During the period between 1957 and 1968, four significant Civil Rights bills were passed by the U.S. Congress: the Civil Rights Act of 1957 on voting; the Civil Rights Act of 1964 outlawing discrimination; the Voting Rights Act of 1965 ostensibly guaranteeing universal suffrage; and the Fair Housing Act of 1968. Since this time period the overall status of the Civil Rights of African Americans have been in precipitous decline with rising poverty, mass unemployment and poverty along with attacks on the right to vote through the gutting of the enforcement provisions of the Voting Rights Act and the failure to enforce the Fair Housing Act where the government allowed African Americans to be systematically expropriated of their only real wealth embodied in homeownership.
The Michigan ACLU stressed in their press release coinciding with the filing of the class-action lawsuit, “The Fair Housing Act prohibits housing-related practices that have a discriminatory effect on racial minorities without a substantial legitimate justification, even if the discriminatory effect happens to be unintentional. Because Wayne County cannot provide a substantial legitimate justification for foreclosing on homes on the basis of illegal tax debts, the tax foreclosures constitute an arbitrary barrier to homeownership for African Americans.”
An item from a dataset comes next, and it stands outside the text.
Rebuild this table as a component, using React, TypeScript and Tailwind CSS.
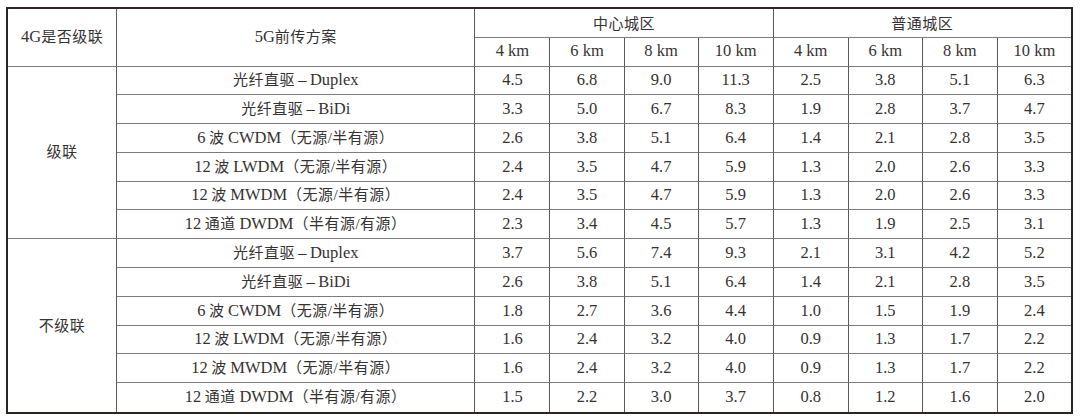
import React from "react";

const cols = ["4 km", "6 km", "8 km", "10 km"];

const groups = [
  {
    name: "级联",
    rows: [
      { label: "光纤直驱–Duplex", v: ["4.5", "6.8", "9.0", "11.3", "2.5", "3.8", "5.1", "6.3"] },
      { label: "光纤直驱–BiDi", v: ["3.3", "5.0", "6.7", "8.3", "1.9", "2.8", "3.7", "4.7"] },
      { label: "6 波 CWDM（无源/半有源）", v: ["2.6", "3.8", "5.1", "6.4", "1.4", "2.1", "2.8", "3.5"] },
      { label: "12 波 LWDM（无源/半有源）", v: ["2.4", "3.5", "4.7", "5.9", "1.3", "2.0", "2.6", "3.3"] },
      { label: "12 波 MWDM（无源/半有源）", v: ["2.4", "3.5", "4.7", "5.9", "1.3", "2.0", "2.6", "3.3"] },
      { label: "12 通道 DWDM（半有源/有源）", v: ["2.3", "3.4", "4.5", "5.7", "1.3", "1.9", "2.5", "3.1"] },
    ],
  },
  {
    name: "不级联",
    rows: [
      { label: "光纤直驱–Duplex", v: ["3.7", "5.6", "7.4", "9.3", "2.1", "3.1", "4.2", "5.2"] },
      { label: "光纤直驱–BiDi", v: ["2.6", "3.8", "5.1", "6.4", "1.4", "2.1", "2.8", "3.5"] },
      { label: "6 波 CWDM（无源/半有源）", v: ["1.8", "2.7", "3.6", "4.4", "1.0", "1.5", "1.9", "2.4"] },
      { label: "12 波 LWDM（无源/半有源）", v: ["1.6", "2.4", "3.2", "4.0", "0.9", "1.3", "1.7", "2.2"] },
      { label: "12 波 MWDM（无源/半有源）", v: ["1.6", "2.4", "3.2", "4.0", "0.9", "1.3", "1.7", "2.2"] },
      { label: "12 通道 DWDM（半有源/有源）", v: ["1.5", "2.2", "3.0", "3.7", "0.8", "1.2", "1.6", "2.0"] },
    ],
  },
];

// vertical rules darker, horizontal rules a lighter grey
const vr = "border-r border-r-[#5a5a5a]";
const hr = "border-b border-b-[#7c7c7c]";

// latin runs are set a touch larger than the CJK text, like the printed table
function Mixed({ text }: { text: string }) {
  const parts = text.split(/([A-Za-z0-9.–]+)/);
  return (
    <>
      {parts.map((p, i) =>
        /[A-Za-z0-9–]/.test(p) ? (
          <span key={i} className="text-[16.5px]">
            {p.replace("–", "\u2009–\u2009")}
          </span>
        ) : (
          <span key={i} className="text-[15px] tracking-[0.5px]">
            {p.replace(/ /g, "\u2009")}
          </span>
        )
      )}
    </>
  );
}

export default function App() {
  return (
    <div
      className="w-[1080px] h-[420px] bg-white pt-[7px] pl-[6px] text-[#363232]"
      style={{ fontFamily: '"Liberation Serif", "Noto Sans CJK SC", serif' }}
    >
      <div className="w-[1067px] border-[2.5px] border-[#2b2523]">
        <table className="w-full table-fixed border-separate border-spacing-0 text-center leading-none">
          <colgroup>
            <col className="w-[109px]" />
            <col className="w-[358px]" />
            <col className="w-[75px]" />
            <col className="w-[74px]" />
            <col className="w-[74px]" />
            <col className="w-[75px]" />
            <col className="w-[75px]" />
            <col className="w-[74px]" />
            <col className="w-[75px]" />
            <col className="w-[73px]" />
          </colgroup>
          <thead>
            <tr className="h-[28.5px]">
              <th rowSpan={2} className={`${vr} ${hr} p-0 font-normal`}>
                <Mixed text="4G是否级联" />
              </th>
              <th rowSpan={2} className={`${vr} ${hr} p-0 font-normal`}>
                <Mixed text="5G前传方案" />
              </th>
              <th colSpan={4} className={`${vr} ${hr} p-0 pt-[2px] font-normal`}>
                <Mixed text="中心城区" />
              </th>
              <th colSpan={4} className={`${hr} p-0 pt-[2px] font-normal`}>
                <Mixed text="普通城区" />
              </th>
            </tr>
            <tr className="h-[29px] text-[16.5px]">
              {[...cols, ...cols].map((c, i) => (
                <th key={i} className={`${i < 7 ? vr : ""} ${hr} p-0 font-normal`}>
                  {c}
                </th>
              ))}
            </tr>
          </thead>
          <tbody>
            {groups.map((g, gi) =>
              g.rows.map((r, ri) => {
                const last = gi === groups.length - 1 && ri === g.rows.length - 1;
                const rowB = last ? "" : hr;
                return (
                  <tr key={`${gi}-${ri}`} className="h-[28.8px]">
                    {ri === 0 && (
                      <td
                        rowSpan={g.rows.length}
                        className={`${vr} ${gi === groups.length - 1 ? "" : hr} p-0`}
                      >
                        <Mixed text={g.name} />
                      </td>
                    )}
                    <td className={`${vr} ${rowB} p-0 whitespace-nowrap`}>
                      <Mixed text={r.label} />
                    </td>
                    {r.v.map((x, i) => (
                      <td key={i} className={`${i < 7 ? vr : ""} ${rowB} p-0 text-[16.5px]`}>
                        {x}
                      </td>
                    ))}
                  </tr>
                );
              })
            )}
          </tbody>
        </table>
      </div>
    </div>
  );
}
This class-action lawsuit provides further material evidence of the collusion of the banks and their political collaborators in undermining the right to housing and a decent quality of life for African Americans. The mass struggle which fought for people’s homes and their right to remain within the city and Wayne County must continue because it is the pressure from the bottom up that will transform the U.S. from a country dominated by a small section of the ruling class to one controlled by the masses of working families and the nationally oppressed.